Copy the lines below as they are; omit the images they contain.
— Start Data provided —
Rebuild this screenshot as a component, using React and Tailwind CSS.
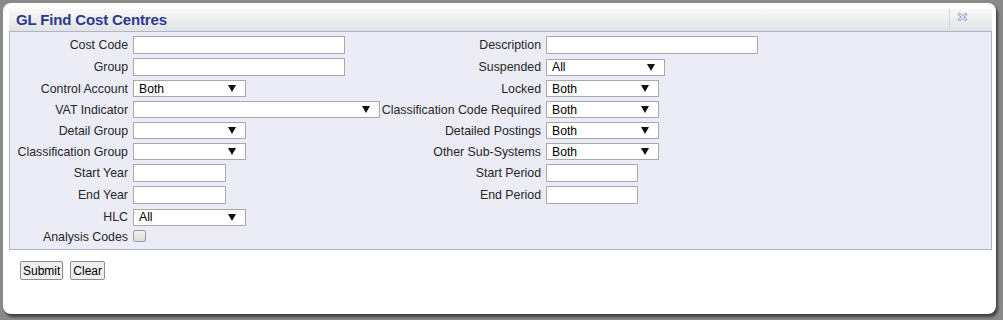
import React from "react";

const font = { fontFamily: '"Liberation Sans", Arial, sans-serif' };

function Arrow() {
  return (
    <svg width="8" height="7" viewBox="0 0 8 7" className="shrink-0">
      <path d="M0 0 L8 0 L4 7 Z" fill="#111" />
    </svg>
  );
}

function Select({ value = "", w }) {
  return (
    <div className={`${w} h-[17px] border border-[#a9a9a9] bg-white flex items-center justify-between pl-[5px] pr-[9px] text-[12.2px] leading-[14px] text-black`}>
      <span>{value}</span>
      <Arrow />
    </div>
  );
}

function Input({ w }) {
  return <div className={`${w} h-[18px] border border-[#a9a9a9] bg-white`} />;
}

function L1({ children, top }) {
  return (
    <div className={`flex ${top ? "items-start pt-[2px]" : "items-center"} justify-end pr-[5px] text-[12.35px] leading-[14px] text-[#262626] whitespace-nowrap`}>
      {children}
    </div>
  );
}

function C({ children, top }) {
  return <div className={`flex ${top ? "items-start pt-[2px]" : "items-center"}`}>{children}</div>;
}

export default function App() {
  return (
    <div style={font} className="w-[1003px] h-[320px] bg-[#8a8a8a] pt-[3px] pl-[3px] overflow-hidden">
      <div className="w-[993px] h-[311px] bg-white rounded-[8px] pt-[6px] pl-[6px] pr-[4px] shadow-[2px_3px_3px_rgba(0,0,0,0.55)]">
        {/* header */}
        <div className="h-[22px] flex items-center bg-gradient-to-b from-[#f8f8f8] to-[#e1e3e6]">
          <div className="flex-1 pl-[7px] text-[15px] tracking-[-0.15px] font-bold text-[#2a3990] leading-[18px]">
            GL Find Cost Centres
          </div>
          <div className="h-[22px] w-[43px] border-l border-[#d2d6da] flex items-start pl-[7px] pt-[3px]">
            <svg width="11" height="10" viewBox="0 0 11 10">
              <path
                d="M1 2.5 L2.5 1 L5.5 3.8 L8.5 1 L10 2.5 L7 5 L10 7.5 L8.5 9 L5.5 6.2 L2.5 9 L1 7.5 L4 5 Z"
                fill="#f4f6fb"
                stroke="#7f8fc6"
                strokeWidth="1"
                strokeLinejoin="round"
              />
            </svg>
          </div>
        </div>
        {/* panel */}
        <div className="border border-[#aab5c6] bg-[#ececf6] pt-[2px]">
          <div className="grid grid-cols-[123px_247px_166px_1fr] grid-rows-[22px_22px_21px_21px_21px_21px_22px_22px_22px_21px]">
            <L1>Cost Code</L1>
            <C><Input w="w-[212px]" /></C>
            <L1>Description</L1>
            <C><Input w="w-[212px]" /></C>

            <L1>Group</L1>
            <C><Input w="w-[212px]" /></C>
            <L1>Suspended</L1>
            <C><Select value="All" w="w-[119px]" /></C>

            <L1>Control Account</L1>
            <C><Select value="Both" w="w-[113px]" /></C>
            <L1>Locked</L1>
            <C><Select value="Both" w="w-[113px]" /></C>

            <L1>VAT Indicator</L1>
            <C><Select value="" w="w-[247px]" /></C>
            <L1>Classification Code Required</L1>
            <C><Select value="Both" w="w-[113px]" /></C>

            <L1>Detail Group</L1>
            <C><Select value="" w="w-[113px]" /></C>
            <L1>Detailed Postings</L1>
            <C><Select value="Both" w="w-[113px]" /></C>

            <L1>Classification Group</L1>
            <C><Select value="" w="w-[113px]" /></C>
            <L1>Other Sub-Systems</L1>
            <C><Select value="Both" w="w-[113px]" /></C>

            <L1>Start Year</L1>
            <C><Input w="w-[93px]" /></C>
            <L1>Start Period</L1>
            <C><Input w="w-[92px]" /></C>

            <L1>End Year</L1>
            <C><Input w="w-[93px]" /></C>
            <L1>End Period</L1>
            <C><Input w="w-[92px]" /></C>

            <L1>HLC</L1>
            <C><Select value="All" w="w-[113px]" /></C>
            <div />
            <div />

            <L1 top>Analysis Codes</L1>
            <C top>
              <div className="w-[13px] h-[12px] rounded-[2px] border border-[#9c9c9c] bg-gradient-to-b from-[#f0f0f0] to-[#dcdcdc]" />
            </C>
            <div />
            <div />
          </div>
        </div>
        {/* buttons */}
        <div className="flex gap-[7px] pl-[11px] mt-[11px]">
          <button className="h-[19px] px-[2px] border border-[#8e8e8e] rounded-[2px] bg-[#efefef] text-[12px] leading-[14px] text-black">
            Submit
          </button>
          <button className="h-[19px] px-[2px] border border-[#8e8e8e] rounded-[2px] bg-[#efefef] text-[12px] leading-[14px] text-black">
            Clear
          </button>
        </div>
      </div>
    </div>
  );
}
— End Data provided —
• **Reply**
Rebuild this screenshot as a component, using React and Tailwind CSS.
import React from "react";

const font = { fontFamily: '"Liberation Sans", Arial, sans-serif' };

function Arrow() {
  return (
    <svg width="8" height="7" viewBox="0 0 8 7" className="shrink-0">
      <path d="M0 0 L8 0 L4 7 Z" fill="#111" />
    </svg>
  );
}

function Select({ value = "", w }) {
  return (
    <div className={`${w} h-[17px] border border-[#a9a9a9] bg-white flex items-center justify-between pl-[5px] pr-[9px] text-[12.2px] leading-[14px] text-black`}>
      <span>{value}</span>
      <Arrow />
    </div>
  );
}

function Input({ w }) {
  return <div className={`${w} h-[18px] border border-[#a9a9a9] bg-white`} />;
}

function L1({ children, top }) {
  return (
    <div className={`flex ${top ? "items-start pt-[2px]" : "items-center"} justify-end pr-[5px] text-[12.35px] leading-[14px] text-[#262626] whitespace-nowrap`}>
      {children}
    </div>
  );
}

function C({ children, top }) {
  return <div className={`flex ${top ? "items-start pt-[2px]" : "items-center"}`}>{children}</div>;
}

export default function App() {
  return (
    <div style={font} className="w-[1003px] h-[320px] bg-[#8a8a8a] pt-[3px] pl-[3px] overflow-hidden">
      <div className="w-[993px] h-[311px] bg-white rounded-[8px] pt-[6px] pl-[6px] pr-[4px] shadow-[2px_3px_3px_rgba(0,0,0,0.55)]">
        {/* header */}
        <div className="h-[22px] flex items-center bg-gradient-to-b from-[#f8f8f8] to-[#e1e3e6]">
          <div className="flex-1 pl-[7px] text-[15px] tracking-[-0.15px] font-bold text-[#2a3990] leading-[18px]">
            GL Find Cost Centres
          </div>
          <div className="h-[22px] w-[43px] border-l border-[#d2d6da] flex items-start pl-[7px] pt-[3px]">
            <svg width="11" height="10" viewBox="0 0 11 10">
              <path
                d="M1 2.5 L2.5 1 L5.5 3.8 L8.5 1 L10 2.5 L7 5 L10 7.5 L8.5 9 L5.5 6.2 L2.5 9 L1 7.5 L4 5 Z"
                fill="#f4f6fb"
                stroke="#7f8fc6"
                strokeWidth="1"
                strokeLinejoin="round"
              />
            </svg>
          </div>
        </div>
        {/* panel */}
        <div className="border border-[#aab5c6] bg-[#ececf6] pt-[2px]">
          <div className="grid grid-cols-[123px_247px_166px_1fr] grid-rows-[22px_22px_21px_21px_21px_21px_22px_22px_22px_21px]">
            <L1>Cost Code</L1>
            <C><Input w="w-[212px]" /></C>
            <L1>Description</L1>
            <C><Input w="w-[212px]" /></C>

            <L1>Group</L1>
            <C><Input w="w-[212px]" /></C>
            <L1>Suspended</L1>
            <C><Select value="All" w="w-[119px]" /></C>

            <L1>Control Account</L1>
            <C><Select value="Both" w="w-[113px]" /></C>
            <L1>Locked</L1>
            <C><Select value="Both" w="w-[113px]" /></C>

            <L1>VAT Indicator</L1>
            <C><Select value="" w="w-[247px]" /></C>
            <L1>Classification Code Required</L1>
            <C><Select value="Both" w="w-[113px]" /></C>

            <L1>Detail Group</L1>
            <C><Select value="" w="w-[113px]" /></C>
            <L1>Detailed Postings</L1>
            <C><Select value="Both" w="w-[113px]" /></C>

            <L1>Classification Group</L1>
            <C><Select value="" w="w-[113px]" /></C>
            <L1>Other Sub-Systems</L1>
            <C><Select value="Both" w="w-[113px]" /></C>

            <L1>Start Year</L1>
            <C><Input w="w-[93px]" /></C>
            <L1>Start Period</L1>
            <C><Input w="w-[92px]" /></C>

            <L1>End Year</L1>
            <C><Input w="w-[93px]" /></C>
            <L1>End Period</L1>
            <C><Input w="w-[92px]" /></C>

            <L1>HLC</L1>
            <C><Select value="All" w="w-[113px]" /></C>
            <div />
            <div />

            <L1 top>Analysis Codes</L1>
            <C top>
              <div className="w-[13px] h-[12px] rounded-[2px] border border-[#9c9c9c] bg-gradient-to-b from-[#f0f0f0] to-[#dcdcdc]" />
            </C>
            <div />
            <div />
          </div>
        </div>
        {/* buttons */}
        <div className="flex gap-[7px] pl-[11px] mt-[11px]">
          <button className="h-[19px] px-[2px] border border-[#8e8e8e] rounded-[2px] bg-[#efefef] text-[12px] leading-[14px] text-black">
            Submit
          </button>
          <button className="h-[19px] px-[2px] border border-[#8e8e8e] rounded-[2px] bg-[#efefef] text-[12px] leading-[14px] text-black">
            Clear
          </button>
        </div>
      </div>
    </div>
  );
}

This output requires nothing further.